Imaginez. Vous faites face à une tête posée sur un meuble quelconque. Non seulement cette tête parle, mais elle répond à vos questions et réagit en fonction de la conversation. Plus encore, elle possède les souvenirs d’une personne qui a existé et qui y a transféré les siens. Ce n’est pas de la science-fiction, ce robot à mémoire humaine est réel. Il s’appelle Bina48 et est le porte-étendard d’un mouvement transhumaniste américain. La question fondamentale n’est pas de savoir comment ce robot réagit avec vous mais comment vous, vous allez réagir face à lui. Car ce qui se joue, c’est que pour la première fois, nous allons devoir cohabiter sur la Terre avec une espèce que nous avons créée et qui pourra être potentiellement supérieure à la nôtre. Et peut-être vouloir notre mort. De la même manière, quand des personnalités comme Stephen Hawking s’interrogent sur la mise en service de robots configurés pour tuer des êtres humains, il s’agit avant tout de mettre des règles sur cette cohabitation inéluctable et d’empêcher toute dérive. On sait que les fameuses lois d’Asimov n’y suffiront pas.

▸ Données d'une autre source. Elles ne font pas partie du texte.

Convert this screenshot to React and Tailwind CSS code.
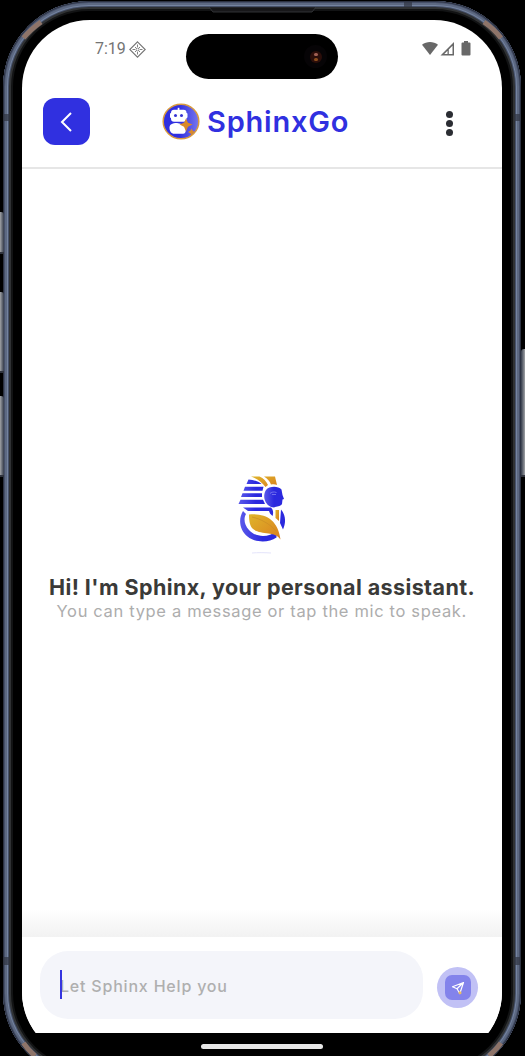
import React from "react";

function StatusBar() {
  return (
    <div className="flex h-[58px] items-center justify-between pr-[31px] pl-[73px]">
      <div className="flex items-center gap-[3px] text-[#747474]">
        <span className="w-[31px] font-[Roboto,sans-serif] text-[16px] leading-5 whitespace-nowrap">7:19</span>
        <svg width="17" height="17" viewBox="0 0 17 17" fill="none" stroke="#747474" strokeWidth="1.1">
          <path d="M8.5 .8 16.200 8.500 8.500 16.200 .8 8.500Z" />
          <path d="M8.5 3.500v2.500M8.500 11v2.500M3.500 8.500H6M11 8.500h2.500M6 6l1.500 1.500M11 6 9.500 7.500M6 11l1.500-1.500M11 11 9.500 9.500" strokeWidth=".9" />
          <circle cx="8.500" cy="8.500" r="1.500" strokeWidth=".8" />
        </svg>
      </div>
      <svg width="49" height="16" viewBox="0 0 49 16" fill="#686868">
        <path d="M0 3.8C4.5 0 11.500 0 16 3.800L8 14Z" />
        <path d="M32 1v13.500H18.500Z" />
        <path d="M25.500 9.800V13H22.300ZM26.800 8.500 30.500 4.800V13H26.800Z" fill="#fff" />
        <path d="M42 0h4v1.500h1.500a1 1 0 0 1 1 1v11a1 1 0 0 1-1 1h-7a1 1 0 0 1-1-1V2.500a1 1 0 0 1 1-1H42Z" />
      </svg>
    </div>
  );
}

function BotLogo() {
  return (
    <svg width="38" height="37" viewBox="0 0 38 37">
      <defs>
        <linearGradient id="bot" x1="0" x2="1">
          <stop offset=".45" stopColor="#302fe0" />
          <stop offset="1" stopColor="#7877ed" />
        </linearGradient>
      </defs>
      <ellipse cx="19" cy="18.500" rx="17.800" ry="17.300" fill="url(#bot)" stroke="#d99b3e" strokeWidth="1.500" />
      <g fill="#fff">
        <rect x="15.700" y="4.800" width="1.700" height="4" />
        <rect x="9" y="6.800" width="15.500" height="12" rx="3" />
        <rect x="8" y="10" width="17.500" height="5" rx="1" />
        <path d="M7.500 24.500c0-3 2.500-4.500 7.500-4.500l9 2v4c0 3-1 4.800-3 4.800h-8.500C9 30.800 7.500 28 7.500 24.500Z" />
      </g>
      <circle cx="13.500" cy="12.500" r="1.500" fill="#3734d4" />
      <circle cx="19.500" cy="12.500" r="1.500" fill="#3734d4" />
      <path d="M24 15.500 26 19.800 30.500 21.500 26 23.700 24 28.500 22 23.700 17.500 21.500 22 19.800Z" fill="#d98929" />
      <path d="M29.500 25.500 30.700 27.800 33 29 30.700 30.200 29.500 32.500 28.300 30.200 26 29 28.300 27.800Z" fill="#d98929" />
    </svg>
  );
}

function Header() {
  return (
    <header className="flex h-[91px] items-start border-b-2 border-[#e6e6e6] pt-5 pr-[45px] pl-[21px]">
      <button aria-label="Back" className="flex h-[47px] w-[47px] shrink-0 items-center justify-center rounded-[12px] bg-[#3030e0]">
        <svg width="14" height="20" viewBox="0 0 14 20" fill="none" stroke="#fff" strokeWidth="2">
          <path d="M11 1 2 10 11 19" />
        </svg>
      </button>
      <div className="ml-[72px] flex h-[47px] items-center gap-[7px]">
        <BotLogo />
        <h1 className="w-[143px] font-[Inter,sans-serif] text-[29px] leading-none font-semibold tracking-[0.8px] whitespace-nowrap text-[#3030e0]">SphinxGo</h1>
      </div>
      <button aria-label="More" className="ml-auto flex h-[50px] w-[16px] flex-col items-center justify-center gap-[2px]">
        <span className="h-[7px] w-[7px] rounded-full bg-[#2b2d33]" />
        <span className="h-[7px] w-[7px] rounded-full bg-[#2b2d33]" />
        <span className="h-[7px] w-[7px] rounded-full bg-[#2b2d33]" />
      </button>
    </header>
  );
}

function SphinxLogo() {
  return (
    <svg width="85" height="95" viewBox="0 0 85 95">
      <defs>
        <linearGradient id="gold" x1="0" x2="1" y2="1">
          <stop offset="0" stopColor="#dfb52b" />
          <stop offset="1" stopColor="#d9801e" />
        </linearGradient>
        <linearGradient id="blue" x1="0" x2="1">
          <stop offset="0" stopColor="#5a59ea" />
          <stop offset=".5" stopColor="#2b29de" />
        </linearGradient>
      </defs>
      <g fill="url(#gold)">
        <path d="M31 11.500h8.500c4 1.500 7 5 8.500 8.500l-2.500 2C42 17 37 13.500 31 11.500ZM44 11.500h11l2 8.500c-2-1-4-1-6-.5-1-3-3.500-6-7-8Z" />
        <path d="M55.500 45h3.500v11l-3.500-3Z" />
      </g>
      <g fill="url(#blue)">
        <path d="M28.500 14.500c5 .2 10 2 13 4.500H26.500ZM25 21.700H43.500L42.500 25.800H23.500ZM22.500 28.300H42V32H21ZM20.500 34.700H43L45 39H18.500ZM23 42.500h28c2.500 2.500 2.500 6 1.500 8.500l-2.500-2.500-1-2.500H28Z" />
        <path d="M46 25c3-4 12-4.500 15.500-.5l1 5.500 1.500 4-1.500.5-.5 4.500c-2 3-5 2-8 3.500C46 42 41.500 32 46 25Z" />
        <path d="M23 46c-5 8-3.500 19 4.500 25.500 8 6.500 21 6.500 29 1V66c-8 7-21 6.500-27.500-1C24 60 23.500 53 26 49ZM61 44.500c5 6 5 13 2 20L60 58Z" />
      </g>
      <path d="M29 49.500c16-1.500 29 5 31.500 25-5-9-20.500-4-28-11-3-3-3.500-9-3.500-14Z" fill="url(#gold)" />
      <path d="M32 52c9 2 18 7 24 14" fill="none" stroke="#c68a25" strokeWidth=".6" />
      <path d="M50 28.500c1.500-1.500 4-2 6.500-1M52 29.500h4" fill="none" stroke="#8b8bf4" strokeWidth=".7" />
      <path d="M32 88c6-.5 12-.5 19 0" fill="none" stroke="#e4e4fb" />
    </svg>
  );
}

function Welcome() {
  return (
    <main className="flex h-[768px] flex-col items-center bg-white pt-[296px]">
      <SphinxLogo />
      <h2 className="mt-[14px] w-[426px] font-[Inter,sans-serif] text-[21.5px] leading-[26px] font-bold tracking-[0.4px] whitespace-nowrap text-[#3a3a38]">
        Hi! I'm Sphinx, your personal assistant.
      </h2>
      <p className="w-[411px] font-[Inter,sans-serif] text-[16.5px] leading-[23px] tracking-[0.66px] whitespace-nowrap text-[#adadad]">
        You can type a message or tap the mic to speak.
      </p>
      <div className="mt-auto h-[28px] w-full bg-linear-to-b from-white to-[#f2f2f2]" />
    </main>
  );
}

function Composer() {
  return (
    <footer className="flex h-[96px] items-start bg-white pt-[14px] pl-[18px]">
      <div className="flex h-[68px] w-[383px] items-center rounded-[28px] bg-[#f4f5fa] pl-[20px]">
        <div className="relative flex h-[30px] items-center pt-[2px]">
          <span className="font-[Inter,sans-serif] text-[16px] leading-6 font-medium tracking-[0.8px] whitespace-nowrap text-[#afafaf]">Let Sphinx Help you</span>
          <span className="absolute top-0 left-0 h-[29px] w-[2px] bg-[#3535df]" />
        </div>
      </div>
      <button aria-label="Send" className="mt-4 ml-[14px] flex h-[41px] w-[41px] items-center justify-center rounded-full bg-[#c1c1f5]">
        <span className="flex h-[25px] w-[26px] items-center justify-center rounded-[7px] bg-[#8383eb]">
          <svg width="14" height="14" viewBox="0 0 14 14" fill="none" stroke="#fff" strokeWidth="1.200" strokeLinejoin="round">
            <path d="M12.500 1.500 1.500 5.800 6 7.800 8.800 12.500ZM6 7.800 12.500 1.500" />
            <circle cx="9" cy="11.800" r="1.500" fill="#ecc064" stroke="none" />
          </svg>
        </span>
      </button>
    </footer>
  );
}

function DynamicIsland() {
  return (
    <div className="absolute top-[14px] left-[164px] flex h-[45px] w-[152px] items-center justify-end rounded-full bg-black pr-[11px]">
      <span className="flex h-[23px] w-[23px] items-center justify-center rounded-full bg-[#060406]">
        <span className="flex h-[12px] w-[12px] flex-col items-center justify-center gap-[2px] rounded-full bg-[#2b0e0a]">
          <span className="h-[3px] w-[4px] rounded-full bg-[#a06054]" />
          <span className="h-[3px] w-[4px] rounded-full bg-[#8a4c1c]" />
        </span>
      </span>
    </div>
  );
}

function SideButtons() {
  return (
    <>
      <span className="absolute top-[212px] left-0 h-[42px] w-[4px] rounded-tr-[3px] border-b-2 border-[#30343e] bg-linear-to-r from-[#a2a4a7] to-[#353c4b]" />
      <span className="absolute top-[292px] left-0 h-[81px] w-[4px] rounded-tr-[3px] border-b-2 border-[#30343e] bg-linear-to-r from-[#a2a4a7] to-[#353c4b]" />
      <span className="absolute top-[396px] left-0 h-[81px] w-[4px] rounded-tr-[3px] border-b-2 border-[#30343e] bg-linear-to-r from-[#a2a4a7] to-[#353c4b]" />
      <span className="absolute top-[349px] right-0 h-[128px] w-[4px] rounded-tl-[3px] border-b-2 border-[#30343e] bg-linear-to-l from-[#a2a4a7] to-[#353c4b]" />
    </>
  );
}

function FrameDetails() {
  return (
    <>
      <span className="absolute top-[114px] left-[3px] h-[7px] w-[7px] bg-[#303541]/70" />
      <span className="absolute top-[114px] right-[4px] h-[7px] w-[7px] bg-[#303541]/70" />
      <span className="absolute top-[957px] left-[3px] h-[8px] w-[7px] bg-[#303541]/70" />
      <span className="absolute top-[957px] right-[4px] h-[8px] w-[7px] bg-[#303541]/70" />
      <span className="absolute top-[2px] left-[404px] h-[5px] w-[8px] bg-[#303541]/70" />
      <svg className="absolute top-[7px] left-[208px]" width="109" height="6" viewBox="0 0 109 6">
        <path d="M1 0h107l-4 5H5Z" fill="#171719" stroke="#3a3c3f" strokeWidth=".8" />
      </svg>
      <svg className="absolute top-0 left-0" width="525" height="1056" viewBox="0 0 525 1056" fill="none" stroke="#8e7469" strokeWidth="5">
        <path d="M23.500 38Q30 30 41 22M484 22Q494 29 501 38M23.500 1043Q28 1050 35 1056M501 1043Q496 1050 489 1056" />
      </svg>
    </>
  );
}

export default function App() {
  return (
    <div className="relative h-[1056px] w-[525px] overflow-hidden bg-black">
      <SideButtons />
      <div className="mt-px ml-[3px] h-[1078px] w-[518px] rounded-[86px] bg-black p-[19px] shadow-[inset_0_0_0_1px_#2c3242,inset_0_0_0_2px_#465069,inset_0_0_0_4px_#5d6982,inset_0_0_0_5px_#74839f,inset_0_0_0_6px_#46516a,inset_0_0_0_8px_#303234,inset_0_0_0_10px_#121314]">
        <div className="relative h-[1040px] w-[480px] overflow-hidden rounded-[68px] bg-black">
          <div className="h-[1013px] overflow-hidden bg-white">
            <StatusBar />
            <Header />
            <Welcome />
            <Composer />
          </div>
          <div className="flex h-[27px] justify-center pt-[11px]">
            <span className="h-[5px] w-[122px] rounded-full bg-[#e7e7e7]" />
          </div>
          <DynamicIsland />
        </div>
      </div>
      <FrameDetails />
    </div>
  );
}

Déjà, dans des usines au Japon, des ouvriers apprennent à vivre avec leurs collègues robots. On leur a donné au maximum une allure humaine et tous vont jusqu’à faire de la gym ensemble, chaque matin. En Allemagne, des maisons de retraite se servent d’humanoïdes pour tenir compagnie à leurs pensionnaires et les aider dans leur quotidien. Tout ceci n’est qu’expérimentation. Il nous revient aujourd’hui de penser le cadre dans lequel nous allons évoluer demain. Ce ne peut être qu’un travail en commun entre les politiques, les institutions et les scientifiques, qui jouent parfois aux apprentis sorciers dans leur coin.